Following completion of the Conversion, the trading suspension will end, and the Company’s shares will resume trading as normal.
Following completion of the Conversion, the Company’s shares will be registered in the Company’s Register of Members in Bermuda in the name of DTC’s nominee, Cede & Co. and DTC will act as the primary securities depository for the shares. All shares in the Company will be primarily recorded in the DTC and secondarily recorded in the VPS through a CSD link. DNB Bank ASA, Registrars’ Department (the “VPS Registrar”) will continue to administrate the Company’s VPS register.
To facilitate the secondary registration of the shares in the VPS, the Company will enter into a deposit and registrar agreement (the "Registrar Agreement") with the VPS Registrar. A custodian of the VPS Registrar will be registered as the holder of the primarily registered securities in the DTC pursuant to which the VPS registered shares are derived from.
Following the Conversion, the book entry interests recorded in the VPS and listed on Euronext Expand will still be regarded as the Company’s shares pursuant to the Central Securities Depositories Regulation (“CSDR”). The shares in the VPS will not carry any direct shareholder or voting rights in the Company, but shareholders in the VPS may instruct the VPS Registrar to vote for their shares. The Company will furnish voting materials to the VPS Registrar and the VPS Registrar will notify the owners of the shares of upcoming votes and arrange to deliver the Company's voting materials to the owners of the shares. The VPS Registrar's notice will describe the information in the voting materials and explain how owners of the shares may instruct the VPS Registrar (who would then instruct the holder of such shares registered in the Register of Members) to vote the underlying shares. The VPS Registrar will only vote or attempt to vote on the instruction of the owners of shares and will not itself exercise any voting rights.
A registration statement relating to the new shares has been filed with the SEC, but has not yet become effective. The new shares may not be sold nor may offers to buy be accepted prior to the time the registration statement becomes effective. The offering of new shares will be made only by means of a prospectus. Copies of the preliminary prospectus may be obtained, when available, from: the SEC at www.sec.gov, and from: DNB Markets, Inc., Attn: Compliance Department, by telephone: 212-681-3800, or by email at: compliance.marketsinc@dnb.no.
This press release shall not constitute an offer to sell or the solicitation of an offer to buy these securities in any state or jurisdiction including the United States. Securities may not be offered or sold in the United States absent registration or an exemption from registration.
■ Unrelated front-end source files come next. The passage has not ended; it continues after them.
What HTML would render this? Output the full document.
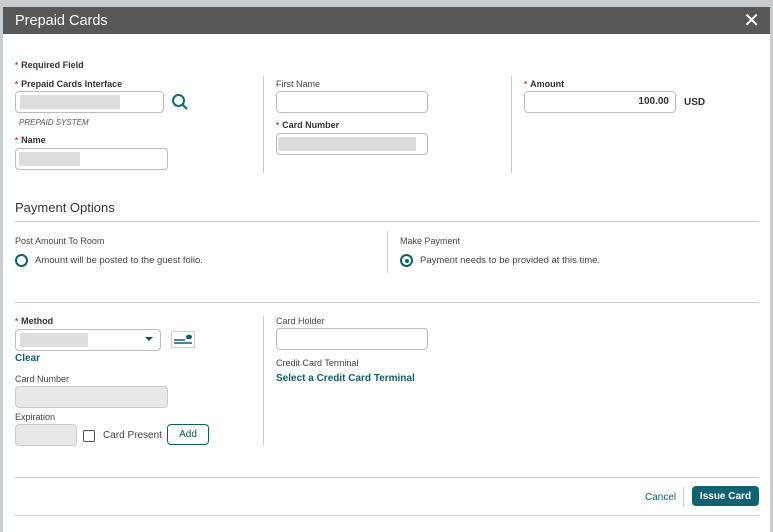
<!DOCTYPE html>
<html><head><style>
*{box-sizing:border-box;margin:0;padding:0}
body{width:773px;height:532px;background:#c9cdd0;font-family:"Liberation Sans",sans-serif;position:relative;overflow:hidden;color:#333}
.dlg{position:absolute;left:3px;top:7px;width:767px;height:525px;background:#fff}
.title{position:absolute;left:0;top:0;width:767px;height:27px;background:#575757;color:#fff;font-size:14.5px;line-height:29px;padding-left:12px}
.x{position:absolute;right:10px;top:3px;color:#fff;font-size:20px;line-height:22px}
.a{position:absolute}
.lbl{font-size:9px;color:#444}
.b{font-weight:bold;color:#333}
.req{color:#c33;font-size:8px;margin-right:3px}
.in{position:absolute;border:1px solid #bbb;border-radius:4px;height:22px;background:#fff}
.gray{position:absolute;background:#ddd}
.vl{position:absolute;width:1px;background:#ccc}
.hl{position:absolute;height:1px;background:#ccc}
.teal{color:#0f5f6b;font-weight:bold;font-size:10px}
.btn{display:flex;align-items:center;justify-content:center}
</style></head><body>
<div class="dlg">
<div class="title">Prepaid Cards<span class="x">✕</span></div>
<div class="a lbl b" style="left:12px;top:53px"><span class="req">*</span>Required Field</div>
<div class="a lbl b" style="left:12px;top:72px"><span class="req">*</span>Prepaid Cards Interface</div>
<div class="in" style="left:12px;top:84px;width:149px"></div>
<div class="gray" style="left:17px;top:88px;width:100px;height:14px"></div>
<svg class="a" style="left:168px;top:86px" width="18" height="18"><circle cx="7.5" cy="7.5" r="5.5" fill="none" stroke="#0f6b73" stroke-width="2"/><line x1="11.5" y1="11.5" x2="16" y2="16" stroke="#0f6b73" stroke-width="2.2"/></svg>
<div class="a" style="left:16px;top:111px;font-size:8px;font-style:italic;color:#555">PREPAID SYSTEM</div>
<div class="a lbl b" style="left:12px;top:128px"><span class="req">*</span>Name</div>
<div class="in" style="left:12px;top:141px;width:153px"></div>
<div class="gray" style="left:16px;top:145px;width:61px;height:14px"></div>
<div class="vl" style="left:260px;top:69px;height:97px"></div>
<div class="a lbl" style="left:273px;top:72px">First Name</div>
<div class="in" style="left:273px;top:84px;width:152px"></div>
<div class="a lbl b" style="left:273px;top:113px"><span class="req">*</span>Card Number</div>
<div class="in" style="left:273px;top:126px;width:152px"></div>
<div class="gray" style="left:275px;top:130px;width:138px;height:14px"></div>
<div class="vl" style="left:508px;top:69px;height:97px"></div>
<div class="a lbl b" style="left:521px;top:72px"><span class="req">*</span>Amount</div>
<div class="in" style="left:521px;top:84px;width:152px;font-size:10px;font-weight:bold;text-align:right;padding-right:6px;line-height:20px">100.00</div>
<div class="a b" style="left:681px;top:90px;font-size:10px">USD</div>
<div class="a" style="left:12px;top:193px;font-size:13px;color:#333">Payment Options</div>
<div class="hl" style="left:12px;top:214px;width:744px"></div>
<div class="a lbl" style="left:12px;top:229px">Post Amount To Room</div>
<div class="a" style="left:12px;top:247px;width:13px;height:13px;border:2px solid #0f5f6b;border-radius:50%"></div>
<div class="a" style="left:32px;top:248px;font-size:9.5px;color:#444">Amount will be posted to the guest folio.</div>
<div class="vl" style="left:384px;top:224px;height:42px"></div>
<div class="a lbl" style="left:397px;top:229px">Make Payment</div>
<div class="a" style="left:397px;top:247px;width:13px;height:13px;border:2px solid #0f5f6b;border-radius:50%"><div style="position:absolute;left:2.5px;top:2.5px;width:4px;height:4px;background:#0f5f6b;border-radius:50%"></div></div>
<div class="a" style="left:417px;top:248px;font-size:9.5px;color:#444">Payment needs to be provided at this time.</div>
<div class="hl" style="left:12px;top:295px;width:744px"></div>
<div class="a lbl b" style="left:12px;top:309px"><span class="req">*</span>Method</div>
<div class="in" style="left:12px;top:322px;width:146px"></div>
<div class="gray" style="left:17px;top:326px;width:68px;height:14px"></div>
<div class="a" style="left:142px;top:330px;width:0;height:0;border-left:4px solid transparent;border-right:4px solid transparent;border-top:4px solid #0f4f5b"></div>
<svg class="a" style="left:168px;top:324px" width="24" height="17"><rect x="0.5" y="0.5" width="23" height="16" fill="#fff" stroke="#ccc"/><line x1="3" y1="9" x2="14" y2="9" stroke="#0f5f6b" stroke-width="1.5"/><line x1="3" y1="12" x2="21" y2="12" stroke="#0f5f6b" stroke-width="1.5"/><ellipse cx="18" cy="6" rx="3" ry="2.3" fill="#0f5f6b"/></svg>
<div class="a teal" style="left:12px;top:346px">Clear</div>
<div class="a lbl" style="left:12px;top:367px">Card Number</div>
<div class="in" style="left:12px;top:379px;width:153px;background:#e8e8e8;border-color:#ccc"></div>
<div class="a lbl" style="left:12px;top:405px">Expiration</div>
<div class="in" style="left:12px;top:417px;width:62px;background:#e8e8e8;border-color:#ccc"></div>
<div class="a" style="left:80px;top:423px;width:12px;height:12px;border:1px solid #555;border-radius:2px"></div>
<div class="a" style="left:100px;top:423px;font-size:10px;color:#444">Card Present</div>
<div class="a btn" style="left:164px;top:417px;width:42px;height:21px;border:1px solid #0f5f6b;border-radius:4px;font-size:10px;color:#0f4f5b">Add</div>
<div class="vl" style="left:260px;top:309px;height:130px"></div>
<div class="a lbl" style="left:273px;top:309px">Card Holder</div>
<div class="in" style="left:273px;top:321px;width:152px"></div>
<div class="a lbl" style="left:273px;top:351px">Credit Card Terminal</div>
<div class="a teal" style="left:273px;top:366px">Select a Credit Card Terminal</div>
<div class="hl" style="left:12px;top:470px;width:744px"></div>
<div class="a" style="left:642px;top:485px;font-size:10px;color:#0f5f6b">Cancel</div>
<div class="vl" style="left:680px;top:480px;height:20px"></div>
<div class="a btn" style="left:689px;top:479px;width:67px;height:20px;background:#0f6270;border-radius:4px;color:#fff;font-size:10px;font-weight:bold">Issue Card</div>
<div class="hl" style="left:12px;top:508px;width:744px"></div>
</div>
</body></html>
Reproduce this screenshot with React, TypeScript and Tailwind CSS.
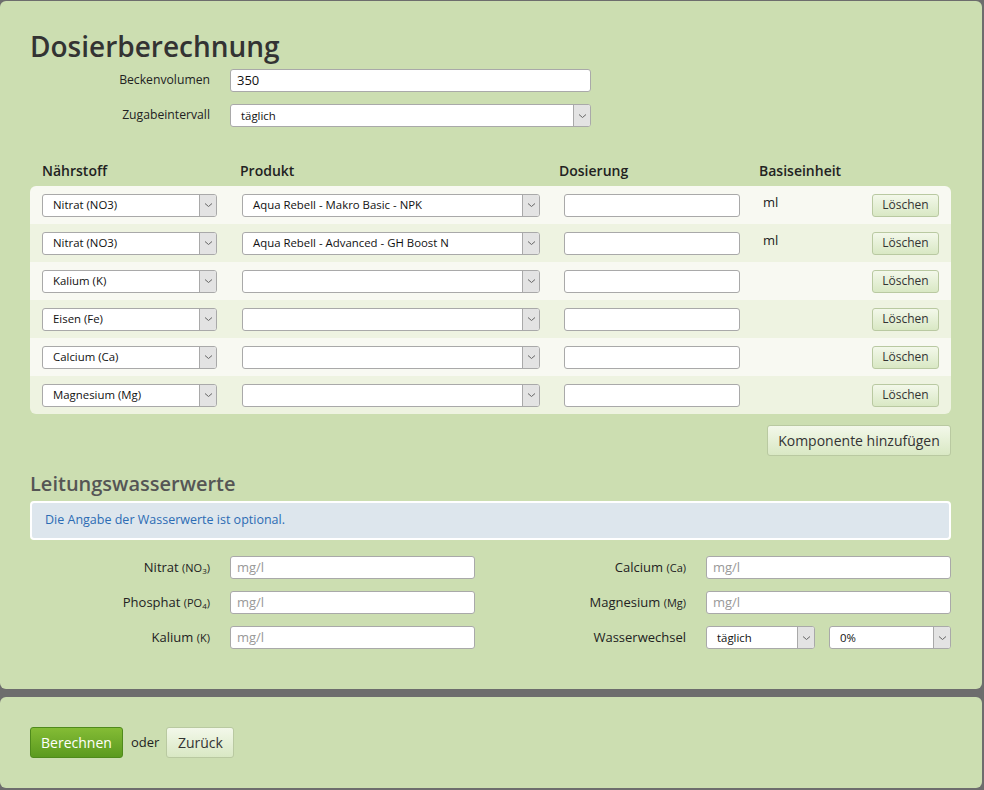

Any offers, solicitations or offers to buy, or any sales of new shares in the United States will be made in accordance with the registration requirements of the Securities Act of 1933 including by means of a prospectus that may be obtained from Himalaya that will contain detailed information about the Company and management, as well as financial statements; and if made in any other state or jurisdiction will be made in accordance with the securities laws of any such state or jurisdiction.
This press release shall not constitute an offer to subscribe to or a solicitation of an offer to subscribe to securities in any member state within the European Economic Area (“EEA”) in which such offer or solicitation is unlawful, unless in reliance upon applicable EEA prospectus exceptions, whereby no EEA prospectus, registration or similar action would be required within EEA.
About Himalaya Shipping Ltd.:
Himalaya Shipping Ltd. is an independent bulk carrier company, incorporated in Bermuda. Himalaya Shipping has two vessels in operation and ten Newcastlemax dry bulk vessels under construction at New Times Shipyard in China. The remaining newbuildings are expected to be delivered by July 2024.
For further information, please contact:
Herman Billung, Contracted CEO
Telephone +47 918 31 590
Forward Looking Statements
This announcement includes forward looking statements. Forward looking statements are, typically, statements that do not reflect historical facts and may be identified by words such as "anticipate", "believe", "continue", "estimate", "expect", "intends", "may", "should", "will" and similar expressions, and include statements relating to the Company’s planned listing on the NYSE, including an expected suspension of trading and the expected timing thereof, our business and other non-historical statements. The forward-looking statements in this announcement are based upon various assumptions, many of which are based, in turn, upon further assumptions. Although Himalaya Shipping Ltd. believes that these assumptions are reasonable, they are, by their nature, uncertain and subject to significant known and unknown risks, contingencies and other factors which are difficult or impossible to predict and which are beyond our control. Such risks, uncertainties, contingencies and other factors could cause actual events to differ materially from the expectations expressed or implied by the forward-looking statements included herein.